Privacy and safety concerns have been the center of discussion lately, especially with new regulations like GDPR emerging. Legal professionals have also been discussing copyright and ownership rights. Who owns the right over the information that’s been superimposed on an actual real image in an AR app? Currently, there are no regulatory frameworks and standards that apply to the development of AR and virtual reality (VR) apps. Owners of landmark buildings could potentially come in conflict with AR developers, wanting ownership over the information that an app presents to the user.
App users can also “build” their own reality when engaging with the program. If an awesome idea comes into existence, who’s going to be its owner? Will it be the property of the user or the company that developed the AR app? While some of these concerns may seem far-fetched at the time being, they could lead to lengthy and complex legal battles in the future.
As AR becomes more and more common, governments and local authorities will be forced to pay special attention to it.

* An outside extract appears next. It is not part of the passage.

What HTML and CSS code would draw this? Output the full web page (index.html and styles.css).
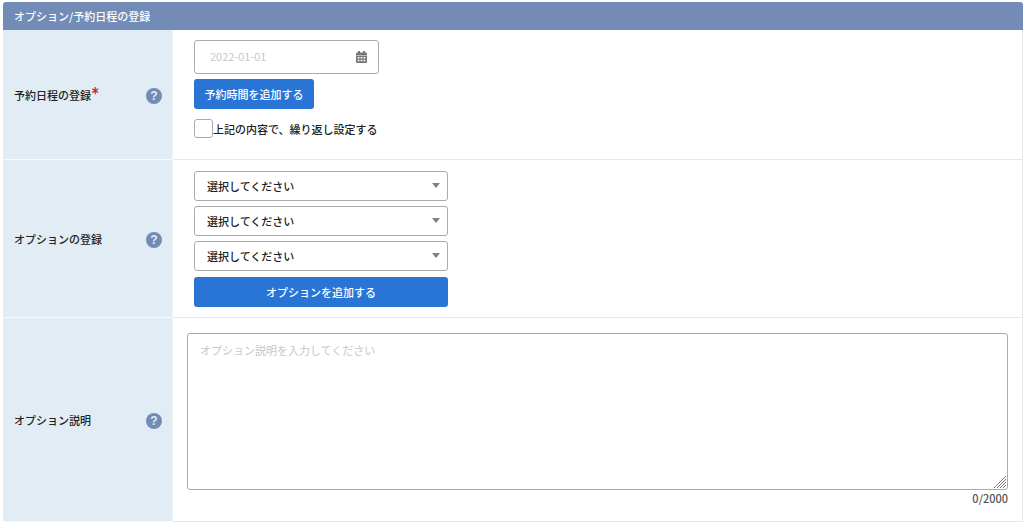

The death and damages caused by Pokémon Go are just one example of why regulatory guidance is needed in the field. There’s even been a Pokémon Go Death Tracker set up for the purpose of providing more information about people who have died while engaging with the AR app.
Eventually, these legal issues will be addressed and worked out. In the process, however, developers may lose some of their rights and freedoms. Having to stick to a specific limiting regulatory framework may curb the growth, applicability, and development of the sector.
The future is bright
Most experts in the field are confident that augmented reality will overcome the challenges and the risk of social rejection – another fear that developers have today. Still, this technology has the potential to be incredibly useful. The fact has been recognized by many of the tech giants, including Apple. When the big players are on board, the common challenges will eventually be overcome. It’s only a matter of time. In a few years, the augmented reality app problems of today will seem like a bad dream that lasted mere minutes in the grand scheme of things.